The idea was to get the girls thinking about their hopes for the future. If one has a dream, the logic of the session goes, one can begin to envision the steps one needs to take in order to make one's dream come true. Since these are girls who have minimal schooling, many of them have been taught that their main calling in life is housework and child care. If they could dream up a future for themselves, what might it look like?

To help the girls start thinking about goals that they might pursue, the group leaders read an excerpt from the "I have a dream" speech that was translated into Wolof. (This was not an easy passage to follow, but hopefully the 13-16 year olds have a better Wolof vocabulary than I do.) After we discussed the speech, the girls were told to close their eyes and imagine themselves at age 40. What memory would make them the happiest? What would they have liked to achieved? What would they have done that they would be proud of?

Each of the sixteen girls drew a picture of her three answers, and then they shared their dreams with the rest of the group. Perhaps this shouldn't have been surprising, but I found the similarity in the girls' answers striking. Three themes emerged as the runaway winners: studying and getting a diploma (14 girls mentioned this), sending one or both parents to Mecca (10 girls), and building their parents a house (9 girls). About ten girls also mentioned having some kind of career aspiration, from just "working" (2) to being President or Mayor (5).

Without reading too much into the exercise, it is obvious that almost every girl wishes she had been able to attend school. Some of them have never attended, while others went for a few years before they were pulled out to help with housework, or because "girls don't need to go far in school since they are just going to become wives and mothers." Each girl who completes the empowerment program will be recognized at the year end ceremony next July. I've been told that every year there are proud tears as the girls receive their diplomas.

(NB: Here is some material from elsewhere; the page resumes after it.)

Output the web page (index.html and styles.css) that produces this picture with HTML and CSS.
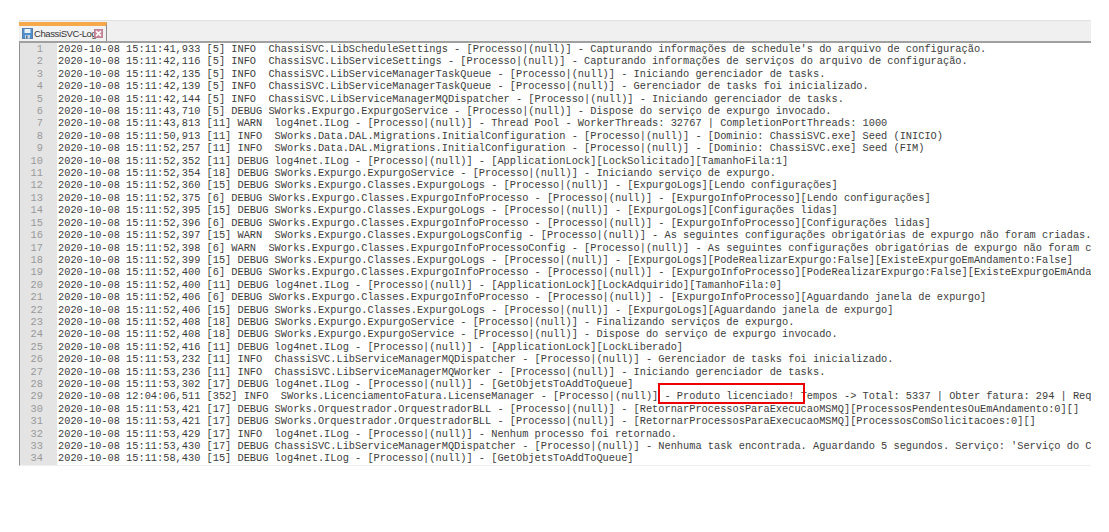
FILE: index.html
```html
<!DOCTYPE html>
<html lang="pt">
<head>
<meta charset="utf-8">
<title>ChassiSVC-Log</title>
<link rel="stylesheet" href="styles.css">
</head>
<body>
<div class="window">
  <div class="tabbar">
    <div class="tab">
      <svg class="save" width="11" height="11" viewBox="0 0 11 11">
        <rect x="0.5" y="0.5" width="10" height="10" fill="#4f8fd0" stroke="#5a7fa8"/>
        <rect x="2.5" y="1" width="6" height="4" fill="#e8f1fa"/>
        <rect x="3" y="7" width="5" height="3.5" fill="#c9d6e2"/>
        <rect x="4" y="7.5" width="1.5" height="3" fill="#4f6f90"/>
      </svg>
      <span class="tabname">ChassiSVC-Log</span>
      <svg class="close" width="9" height="9" viewBox="0 0 10 10">
        <rect x="0" y="0" width="10" height="10" fill="#c98a9c" stroke="#b07088" stroke-width="0.6"/>
        <path d="M2.3 2.3 L7.7 7.7 M7.7 2.3 L2.3 7.7" stroke="#fff" stroke-width="1.8"/>
      </svg>
    </div>
  </div>
  <div class="editor">
    <div class="row"><span class="num">1</span><span class="txt">2020-10-08 15:11:41,933 [5] INFO  ChassiSVC.LibScheduleSettings - [Processo|(null)] - Capturando informações de schedule's do arquivo de configuração.</span></div>
    <div class="row"><span class="num">2</span><span class="txt">2020-10-08 15:11:42,116 [5] INFO  ChassiSVC.LibServiceSettings - [Processo|(null)] - Capturando informações de serviços do arquivo de configuração.</span></div>
    <div class="row"><span class="num">3</span><span class="txt">2020-10-08 15:11:42,135 [5] INFO  ChassiSVC.LibServiceManagerTaskQueue - [Processo|(null)] - Iniciando gerenciador de tasks.</span></div>
    <div class="row"><span class="num">4</span><span class="txt">2020-10-08 15:11:42,139 [5] INFO  ChassiSVC.LibServiceManagerTaskQueue - [Processo|(null)] - Gerenciador de tasks foi inicializado.</span></div>
    <div class="row"><span class="num">5</span><span class="txt">2020-10-08 15:11:42,144 [5] INFO  ChassiSVC.LibServiceManagerMQDispatcher - [Processo|(null)] - Iniciando gerenciador de tasks.</span></div>
    <div class="row"><span class="num">6</span><span class="txt">2020-10-08 15:11:43,710 [5] DEBUG SWorks.Expurgo.ExpurgoService - [Processo|(null)] - Dispose do serviço de expurgo invocado.</span></div>
    <div class="row"><span class="num">7</span><span class="txt">2020-10-08 15:11:43,813 [11] WARN  log4net.ILog - [Processo|(null)] - Thread Pool - WorkerThreads: 32767 | CompletionPortThreads: 1000</span></div>
    <div class="row"><span class="num">8</span><span class="txt">2020-10-08 15:11:50,913 [11] INFO  SWorks.Data.DAL.Migrations.InitialConfiguration - [Processo|(null)] - [Dominio: ChassiSVC.exe] Seed (INICIO)</span></div>
    <div class="row"><span class="num">9</span><span class="txt">2020-10-08 15:11:52,257 [11] INFO  SWorks.Data.DAL.Migrations.InitialConfiguration - [Processo|(null)] - [Dominio: ChassiSVC.exe] Seed (FIM)</span></div>
    <div class="row"><span class="num">10</span><span class="txt">2020-10-08 15:11:52,352 [11] DEBUG log4net.ILog - [Processo|(null)] - [ApplicationLock][LockSolicitado][TamanhoFila:1]</span></div>
    <div class="row"><span class="num">11</span><span class="txt">2020-10-08 15:11:52,354 [18] DEBUG SWorks.Expurgo.ExpurgoService - [Processo|(null)] - Iniciando serviço de expurgo.</span></div>
    <div class="row"><span class="num">12</span><span class="txt">2020-10-08 15:11:52,360 [15] DEBUG SWorks.Expurgo.Classes.ExpurgoLogs - [Processo|(null)] - [ExpurgoLogs][Lendo configurações]</span></div>
    <div class="row"><span class="num">13</span><span class="txt">2020-10-08 15:11:52,375 [6] DEBUG SWorks.Expurgo.Classes.ExpurgoInfoProcesso - [Processo|(null)] - [ExpurgoInfoProcesso][Lendo configurações]</span></div>
    <div class="row"><span class="num">14</span><span class="txt">2020-10-08 15:11:52,395 [15] DEBUG SWorks.Expurgo.Classes.ExpurgoLogs - [Processo|(null)] - [ExpurgoLogs][Configurações lidas]</span></div>
    <div class="row"><span class="num">15</span><span class="txt">2020-10-08 15:11:52,396 [6] DEBUG SWorks.Expurgo.Classes.ExpurgoInfoProcesso - [Processo|(null)] - [ExpurgoInfoProcesso][Configurações lidas]</span></div>
    <div class="row"><span class="num">16</span><span class="txt">2020-10-08 15:11:52,397 [15] WARN  SWorks.Expurgo.Classes.ExpurgoLogsConfig - [Processo|(null)] - As seguintes configurações obrigatórias de expurgo não foram criadas.</span></div>
    <div class="row"><span class="num">17</span><span class="txt">2020-10-08 15:11:52,398 [6] WARN  SWorks.Expurgo.Classes.ExpurgoInfoProcessoConfig - [Processo|(null)] - As seguintes configurações obrigatórias de expurgo não foram c</span></div>
    <div class="row"><span class="num">18</span><span class="txt">2020-10-08 15:11:52,399 [15] DEBUG SWorks.Expurgo.Classes.ExpurgoLogs - [Processo|(null)] - [ExpurgoLogs][PodeRealizarExpurgo:False][ExisteExpurgoEmAndamento:False]</span></div>
    <div class="row"><span class="num">19</span><span class="txt">2020-10-08 15:11:52,400 [6] DEBUG SWorks.Expurgo.Classes.ExpurgoInfoProcesso - [Processo|(null)] - [ExpurgoInfoProcesso][PodeRealizarExpurgo:False][ExisteExpurgoEmAnda</span></div>
    <div class="row"><span class="num">20</span><span class="txt">2020-10-08 15:11:52,400 [11] DEBUG log4net.ILog - [Processo|(null)] - [ApplicationLock][LockAdquirido][TamanhoFila:0]</span></div>
    <div class="row"><span class="num">21</span><span class="txt">2020-10-08 15:11:52,406 [6] DEBUG SWorks.Expurgo.Classes.ExpurgoInfoProcesso - [Processo|(null)] - [ExpurgoInfoProcesso][Aguardando janela de expurgo]</span></div>
    <div class="row"><span class="num">22</span><span class="txt">2020-10-08 15:11:52,406 [15] DEBUG SWorks.Expurgo.Classes.ExpurgoLogs - [Processo|(null)] - [ExpurgoLogs][Aguardando janela de expurgo]</span></div>
    <div class="row"><span class="num">23</span><span class="txt">2020-10-08 15:11:52,408 [18] DEBUG SWorks.Expurgo.ExpurgoService - [Processo|(null)] - Finalizando serviços de expurgo.</span></div>
    <div class="row"><span class="num">24</span><span class="txt">2020-10-08 15:11:52,408 [18] DEBUG SWorks.Expurgo.ExpurgoService - [Processo|(null)] - Dispose do serviço de expurgo invocado.</span></div>
    <div class="row"><span class="num">25</span><span class="txt">2020-10-08 15:11:52,416 [11] DEBUG log4net.ILog - [Processo|(null)] - [ApplicationLock][LockLiberado]</span></div>
    <div class="row"><span class="num">26</span><span class="txt">2020-10-08 15:11:53,232 [11] INFO  ChassiSVC.LibServiceManagerMQDispatcher - [Processo|(null)] - Gerenciador de tasks foi inicializado.</span></div>
    <div class="row"><span class="num">27</span><span class="txt">2020-10-08 15:11:53,236 [11] INFO  ChassiSVC.LibServiceManagerMQWorker - [Processo|(null)] - Iniciando gerenciador de tasks.</span></div>
    <div class="row"><span class="num">28</span><span class="txt">2020-10-08 15:11:53,302 [17] DEBUG log4net.ILog - [Processo|(null)] - [GetObjetsToAddToQueue]</span></div>
    <div class="row"><span class="num">29</span><span class="txt">2020-10-08 12:04:06,511 [352] INFO  SWorks.LicenciamentoFatura.LicenseManager - [Processo|(null)] <span class="mark">- Produto licenciado!</span> Tempos -&gt; Total: 5337 | Obter fatura: 294 | Req</span></div>
    <div class="row"><span class="num">30</span><span class="txt">2020-10-08 15:11:53,421 [17] DEBUG SWorks.Orquestrador.OrquestradorBLL - [Processo|(null)] - [RetornarProcessosParaExecucaoMSMQ][ProcessosPendentesOuEmAndamento:0][]</span></div>
    <div class="row"><span class="num">31</span><span class="txt">2020-10-08 15:11:53,421 [17] DEBUG SWorks.Orquestrador.OrquestradorBLL - [Processo|(null)] - [RetornarProcessosParaExecucaoMSMQ][ProcessosComSolicitacoes:0][]</span></div>
    <div class="row"><span class="num">32</span><span class="txt">2020-10-08 15:11:53,429 [17] INFO  log4net.ILog - [Processo|(null)] - Nenhum processo foi retornado.</span></div>
    <div class="row"><span class="num">33</span><span class="txt">2020-10-08 15:11:53,430 [17] DEBUG ChassiSVC.LibServiceManagerMQDispatcher - [Processo|(null)] - Nenhuma task encontrada. Aguardando 5 segundos. Serviço: 'Serviço do C</span></div>
    <div class="row"><span class="num">34</span><span class="txt">2020-10-08 15:11:58,430 [15] DEBUG log4net.ILog - [Processo|(null)] - [GetObjetsToAddToQueue]</span></div>
  </div>
</div>
</body>
</html>
```
FILE: styles.css
```css
html, body {
  margin: 0;
  padding: 0;
  background: #fff;
}
body {
  width: 1109px;
  height: 532px;
  overflow: hidden;
  padding: 20px 18px 0 19px;
  box-sizing: border-box;
}
.window {
  width: 1072px;
}
.tabbar {
  height: 23px;
  box-sizing: border-box;
  background: #f0f0f0;
  border-top: 1px solid #e2e2e2;
  border-bottom: 2px solid #a0a0a0;
  display: flex;
}
.tab {
  width: 88px;
  margin-top: 1px;
  box-sizing: border-box;
  background: #f2f2f2;
  border-top: 4px solid #f5a94b;
  border-right: 1px solid #8c8c8c;
  display: flex;
  align-items: center;
  padding-left: 3px;
  gap: 1px;
}
.save {
  flex: none;
}
.tabname {
  font-family: "Liberation Sans", sans-serif;
  font-size: 9.5px;
  letter-spacing: -0.4px;
  color: #333;
  width: 58px;
  white-space: nowrap;
}
.close {
  flex: none;
  margin-left: 1px;
}
.editor {
  background: #fff;
  border-left: 1px solid #909090;
  border-bottom: 1px solid #efefef;
  overflow: hidden;
}
.row {
  display: flex;
  height: 12.41px;
  line-height: 12.41px;
  font-family: "Liberation Mono", monospace;
  font-size: 10.32px;
  white-space: pre;
}
.num {
  flex: none;
  width: 37px;
  box-sizing: border-box;
  padding-right: 14px;
  text-align: right;
  background: #e4e4e4;
  color: #999;
}
.txt {
  flex: 1;
  min-width: 0;
  padding-left: 1px;
  color: #3c3c3c;
}
.mark {
  position: relative;
}
.mark::after {
  content: "";
  position: absolute;
  left: -6px;
  right: -11px;
  top: -7px;
  bottom: -2px;
  border: 2px solid #ee0000;
}
```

The other clear message is how much social status and recognition comes from doing right by one's parents. Sending your mother to Mecca, or building a house for your father, is a clear sign of a good son or daughter who puts the needs of others (particularly parents) first. Perhaps this is not a radical path to girls' empowerment, but these girls have definitely learned what is valued by their society and culture.

Perhaps most interesting was the brainstorming session about how to begin working to make their dreams come true. My favorite answers: be determined, respect yourself, get up early, don't sleep until the sun is high in the sky, be ready to work hard and sweat, and don't get married too young. Words to live by. You go girls!

Saturday, December 19, 2009

It's beginning to look a lot like Christmas



I certainly have nothing against Christmas, but one of the nice things about being in another cultural space is that one gets to embrace a totally different events calendar. Who needs Halloween and Christmas when we've got Tabaski and Tamxarit and even Magal Touba?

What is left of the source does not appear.